Açıklanan kararda, el konulacak malların akıbetine dair bir açıklama yapılmazken, bu malların doğal olarak büyük olduğu ve devasa binaları, kurumları, üniversiteleri, eğitim ve tıp kurumlarını ve hatta askeri kurumları içerdiği göz önüne alındığında, bu durum Suriye'deki yeni otoritenin cevaplaması gereken birçok soruya yol açıyor.

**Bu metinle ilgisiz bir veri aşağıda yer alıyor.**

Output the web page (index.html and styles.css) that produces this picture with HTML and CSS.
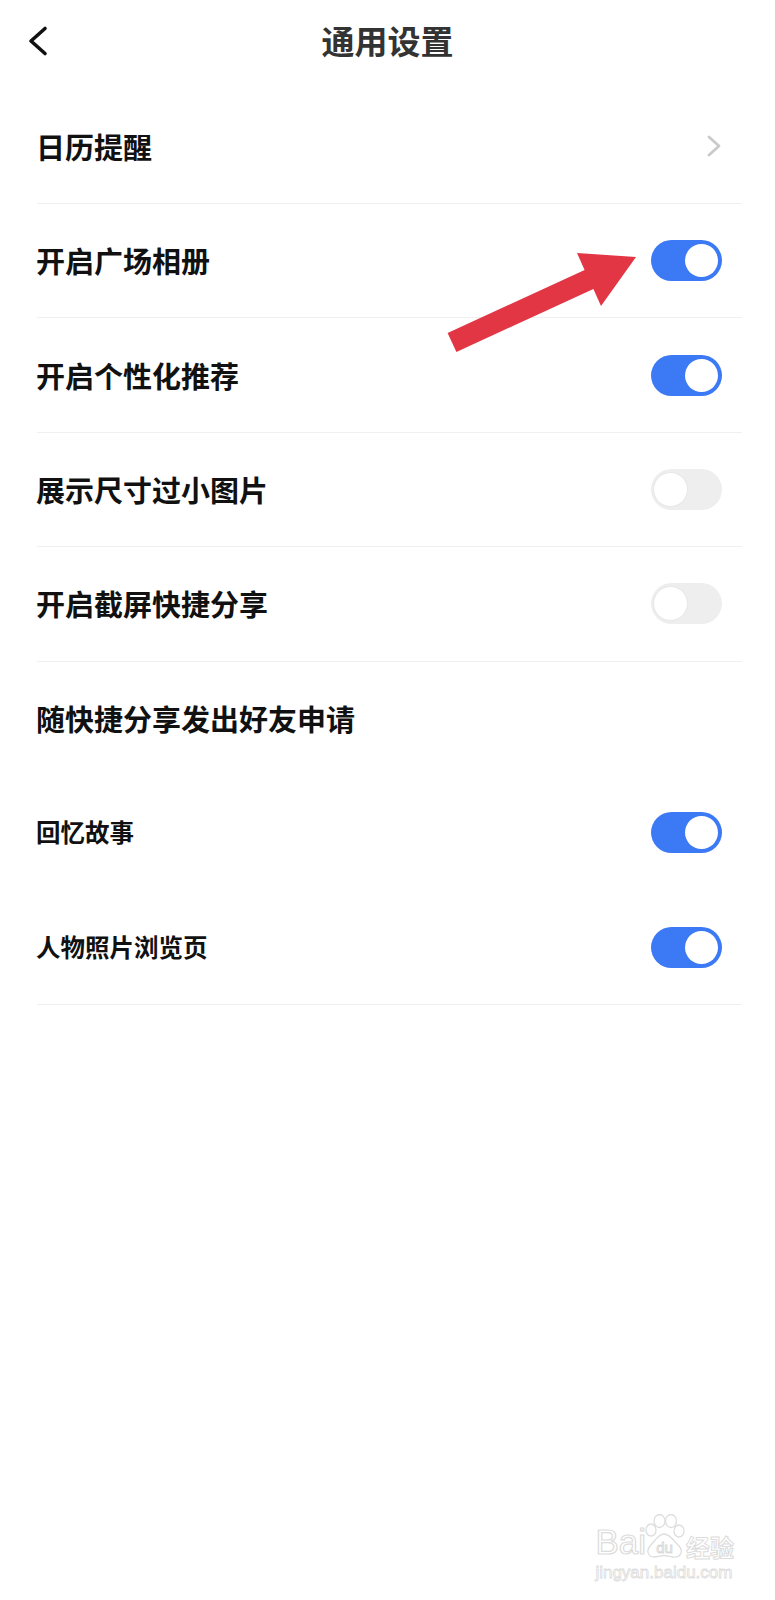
FILE: index.html
```html
<!DOCTYPE html>
<html lang="zh-CN">
  <head>
    <meta charset="UTF-8" />
    <meta name="viewport" content="width=device-width, initial-scale=1.0" />
    <title>通用设置</title>
    <link rel="stylesheet" href="styles.css">
  </head>
  <body>
    <div class="page">
      <header class="nav-bar">
        <button class="back-btn" aria-label="返回">
          <svg width="24" height="32" viewBox="0 0 24 32">
            <path d="M19 3.5 L5 16 L19 28.5" fill="none" stroke="#111" stroke-width="3.6" stroke-linecap="round" stroke-linejoin="round" />
          </svg>
        </button>
        <h1 class="nav-title">通用设置</h1>
        <span></span>
      </header>

      <ul class="settings-list">
        <li class="row">
          <span class="label">日历提醒</span>
          <svg class="chevron" width="14" height="22" viewBox="0 0 14 22">
            <path d="M2 2 L12 11 L2 20" fill="none" stroke="#cacaca" stroke-width="2.8" stroke-linecap="round" stroke-linejoin="round" />
          </svg>
        </li>
        <li class="row">
          <span class="label">开启广场相册</span>
          <span class="switch on"></span>
        </li>
        <li class="row">
          <span class="label">开启个性化推荐</span>
          <span class="switch on"></span>
        </li>
        <li class="row">
          <span class="label">展示尺寸过小图片</span>
          <span class="switch"></span>
        </li>
        <li class="row">
          <span class="label">开启截屏快捷分享</span>
          <span class="switch"></span>
        </li>
        <li class="row no-line">
          <span class="label">随快捷分享发出好友申请</span>
        </li>
        <li class="row no-line">
          <span class="label small">回忆故事</span>
          <span class="switch on"></span>
        </li>
        <li class="row">
          <span class="label small">人物照片浏览页</span>
          <span class="switch on"></span>
        </li>
      </ul>

      <!-- red pointer drawn over the list -->
      <svg class="pointer" width="775" height="400" viewBox="0 0 775 400">
        <polygon points="447.6,333 584.6,270 577,253 636,257 601,306 593.4,289 456.4,352" fill="#e23645" />
      </svg>

      <div class="watermark">
        <div class="wm-top">
          <span class="wm-bai">Bai</span>
          <svg width="42" height="46" viewBox="0 0 42 46">
            <g fill="#fff" stroke="#dedede" stroke-width="1.3">
              <ellipse cx="7" cy="16" rx="5" ry="6" />
              <ellipse cx="15.5" cy="7" rx="5.5" ry="6.5" />
              <ellipse cx="27" cy="7" rx="5.5" ry="6.5" />
              <ellipse cx="35" cy="17" rx="5" ry="6" />
              <path d="M20 20 C26 20 30 27 35 32 C40 38 36 44 29 43 C25 42.5 23 41.5 20 41.5 C17 41.5 14 43 10 43 C4 43 2 37 6 32 C11 27 14 20 20 20 Z" />
            </g>
            <text x="20.5" y="39" text-anchor="middle" class="wm-du">du</text>
          </svg>
          <span class="wm-jy">经验</span>
        </div>
        <div class="wm-url">jingyan.baidu.com</div>
      </div>
    </div>
  </body>
</html>
```

FILE: styles.css
```css
body {
  margin: 0;
  background: #fff;
  font-family: "Noto Sans CJK SC", "Noto Sans", sans-serif;
  color: #111;
}
.page {
  position: relative;
  width: 775px;
  min-height: 1600px;
}
.nav-bar {
  height: 80px;
  display: grid;
  grid-template-columns: 1fr auto 1fr;
  align-items: center;
  padding-left: 26px;
  padding-right: 26px;
}
.back-btn {
  background: none;
  border: none;
  padding: 0;
  width: 24px;
  height: 32px;
  display: block;
  margin-top: 2px;
}
.back-btn svg {
  display: block;
}
.nav-title {
  margin: 0;
  font-size: 33px;
  line-height: 1;
  font-weight: 700;
  color: #333;
}
.settings-list {
  list-style: none;
  margin: 9.6px 33px 0 37px;
  padding: 0;
}
.row {
  height: 114.4px;
  box-sizing: border-box;
  border-bottom: 1px solid #f0f0f0;
  display: flex;
  align-items: center;
  justify-content: space-between;
  padding-right: 20px;
}
.row.no-line {
  border-bottom-color: transparent;
}
.label {
  font-size: 29px;
  font-weight: 700;
  line-height: 1;
  margin-left: -1px;
}
.label.small {
  font-size: 24.5px;
}
.chevron {
  display: block;
  margin-right: 1px;
}
/* toggle switch */
.switch {
  position: relative;
  width: 71px;
  height: 41px;
  border-radius: 21px;
  background: #eeeeee;
  flex-shrink: 0;
}
.switch::after {
  content: "";
  position: absolute;
  top: 3px;
  left: 2px;
  width: 33px;
  height: 33px;
  border-radius: 50%;
  background: #fff;
  border: 1px solid #e6e6e6;
}
.switch.on {
  background: #3c79f5;
}
.switch.on::after {
  left: auto;
  right: 4px;
  top: 4px;
  border: none;
}
.pointer {
  position: absolute;
  top: 0;
  left: 0;
  pointer-events: none;
}
.watermark {
  position: absolute;
  right: 41px;
  bottom: 19px;
  font-family: "Liberation Sans", sans-serif;
  color: #fff;
}
.wm-top {
  display: flex;
  align-items: flex-end;
}
.wm-bai {
  font-size: 35px;
  line-height: 1;
  -webkit-text-stroke: 1.2px #dcdcdc;
  margin-right: -2px;
  margin-bottom: 1px;
}
.wm-du {
  font-family: "Liberation Sans", sans-serif;
  font-size: 15px;
  fill: #fff;
  stroke: #d8d8d8;
  stroke-width: 0.9;
}
.wm-jy {
  font-family: "Noto Sans CJK SC", sans-serif;
  font-size: 24px;
  line-height: 1;
  font-weight: 700;
  -webkit-text-stroke: 1px #dcdcdc;
  margin-bottom: 1px;
}
.wm-url {
  font-size: 17px;
  line-height: 1;
  margin-top: 4px;
  -webkit-text-stroke: 0.8px #dcdcdc;
}
```
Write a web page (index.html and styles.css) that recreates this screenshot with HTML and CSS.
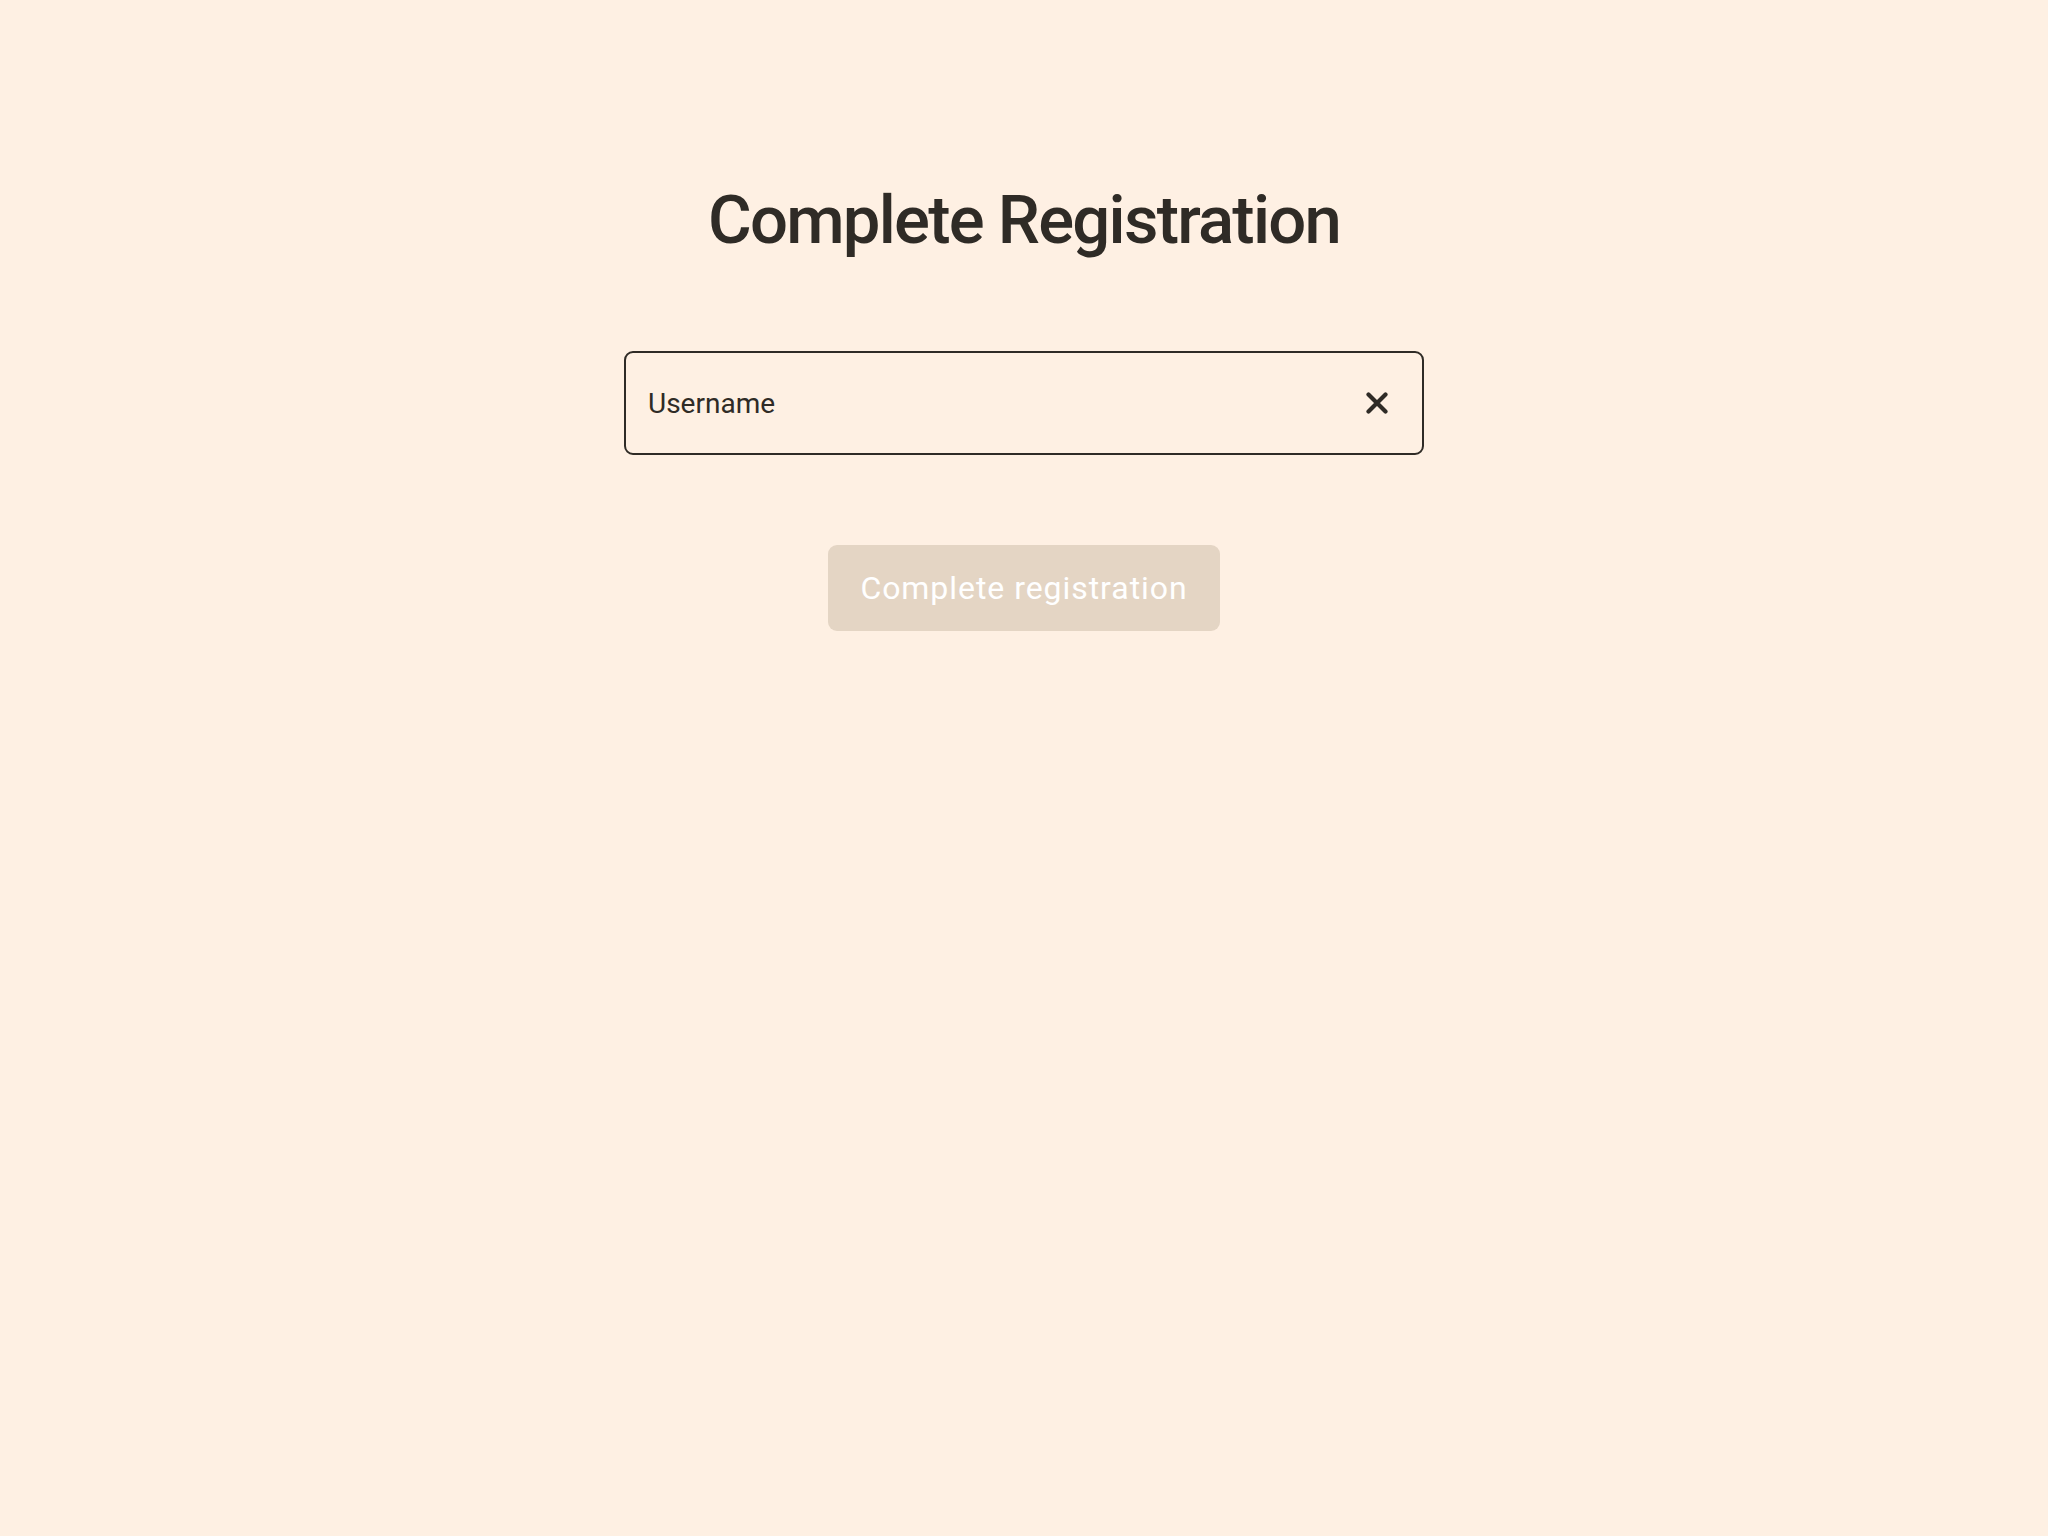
FILE: index.html
```html
<!DOCTYPE html>
<html lang="en">
<head>
<meta charset="utf-8">
<title>Complete Registration</title>
<link rel="stylesheet" href="styles.css">
</head>
<body>
<main class="page">
  <h1 class="title">Complete Registration</h1>
  <div class="field">
    <span class="field-label">Username</span>
    <button class="clear" type="button" aria-label="Clear">
      <svg width="22" height="22" viewBox="0 0 22 22"><path d="M2.5 2.5 L19.5 19.5 M19.5 2.5 L2.5 19.5" stroke="#2f2b26" stroke-width="4.2" stroke-linecap="round" fill="none"/></svg>
    </button>
  </div>
  <button class="submit" type="button">Complete registration</button>
</main>
</body>
</html>
```
FILE: styles.css
```css
html, body {
  margin: 0;
  padding: 0;
  background: #fef0e3;
  height: 100%;
}
body {
  font-family: Roboto, "Liberation Sans", sans-serif;
  color: #2f2b26;
}
.page {
  display: flex;
  flex-direction: column;
  align-items: center;
  padding-top: 187px;
}
.title {
  margin: 0;
  font-size: 67px;
  font-weight: 500;
  line-height: 1;
  letter-spacing: -1.75px;
}
.field {
  box-sizing: border-box;
  margin-top: 97px;
  width: 800px;
  height: 104px;
  border: 2px solid #2f2b26;
  border-radius: 9px;
  display: flex;
  align-items: center;
  justify-content: space-between;
  padding: 0 34px 0 22px;
}
.field-label {
  font-size: 28px;
}
.clear {
  border: 0;
  background: none;
  padding: 0;
  width: 22px;
  height: 22px;
  display: flex;
}
.submit {
  margin-top: 90px;
  width: 392px;
  height: 86px;
  border: 0;
  border-radius: 9px;
  background: #e4d5c4;
  color: #ffffff;
  font-family: Roboto, "Liberation Sans", sans-serif;
  font-size: 32px;
  font-weight: 400;
  letter-spacing: 0.95px;
  padding: 0;
}
```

Suriye'de yeni kurulan otorite, herhangi bir yasal veya anayasal dayanağı olmaksızın, ülkenin serbest piyasa ekonomisine geçişini duyurdu ve bu uygulamanın, daha önce çıkarılan tüm kararları kurumsallaştıran geçici bir yasama meclisi oluşturmakla kendisini görevlendiren eş-Şaraa'nın elinde bulunan mutlak yetkiye göre daha sonra uygun bir anayasa ve yasaların hazırlanacağını belirtti.
Burada belirtmek gerekir ki, Suriye'nin 2011'den bu yana yaşadığı savaş yıllarında, siyasi partilerin ve devlet kurumlarının nüfuzu, sahadaki askeri güçlerin yükselişiyle ciddi ölçüde geriledi.
Bu durum, koalisyon da dahil olmak üzere tüm siyasi oluşumları siyasi arenada herhangi bir atılım yapmayı başaramayan muhalefetin yapısında açıkça görülüyor.
Ayrıca, Suriye ordusunun rolü minimum düzeye gerilerken, buna karşılık, güvenlik birimleriyle ve Esed'i destekleyen bazı ülkelerle (İran ve Rusya) doğrudan bağlantılı olan, rejimin çöküşüyle kendiliğinden dağılan ve Suriye sahnesinde artık herhangi bir rolü kalmayan grupların rolü arttı.
Bu durum, eş-Şaraa ve yeni otoritesinin önündeki en büyük mücadelenin ülkenin kuzey, doğu ve güneyinde yayılan fiili güçlerle olacağı anlamına geliyor.
İncelenmesi gereken bir paradoks olarak, şu ana kadar kendilerini feshetme ve eş-Şaraa'nın kurduğu Suriye devletinin yeni kurumlarına entegre olma kararına uymayı reddeden güçler, bu adamın iktidarı tamamen ele geçirmesini engellemede büyük bir rol oynuyor.
Bu gruplar, farklı referansları ve birlik olmamalarına rağmen, geçmişteki Baas deneyiminin tekrarlanmaması için sahada bir güvence haline geliyor ve Suriye'ye müdahale eden ülkeler de Esed ve rejiminin çöküşünden bu yana ülkenin yaşadığı köklü dönüşümlerle uyumlu olarak, Suriye sahnesinde meydana gelen bir değişimle birlikte siyasi ve iktisadi birer güvence haline geliyor.
Suriye'ye yönelik çizilen şeyin, ister uluslararası bir mutabakat yoluyla olsun, ister uluslararası bir şekilde Suriye sayfasını herhangi bir şekilde kapatma arzusuyla olsun, açık olmasına karşın, devletin çeşitli idari, askeri, iktisadi ve güvenlik kurumlarında çalışan binlerce Suriyelinin akıbeti, bu kurumları özelleştirme çabalarının devam etmesi nedeniyle belirsiz ve bu durum, çalışanların tek gelir kaynaklarından mahrum kalması anlamına geliyor.
Bu, sahada sürekli olarak intikam eylemleri gerçekleştiren, bazıları mezhepçi nedenlerle hareket eden ve bölgesel ve uluslararası kabul görmüş bir otoritenin gölgesinde eski Suriye otoritesini işaret eden ve Suriye halkına karşı suç işleyenleri yargılamakla tehdit eden, fakat kendi desteklediği grupların benzer eylemlerini görmezden gelen silahlı güçlerin varlığıyla birleşiyor.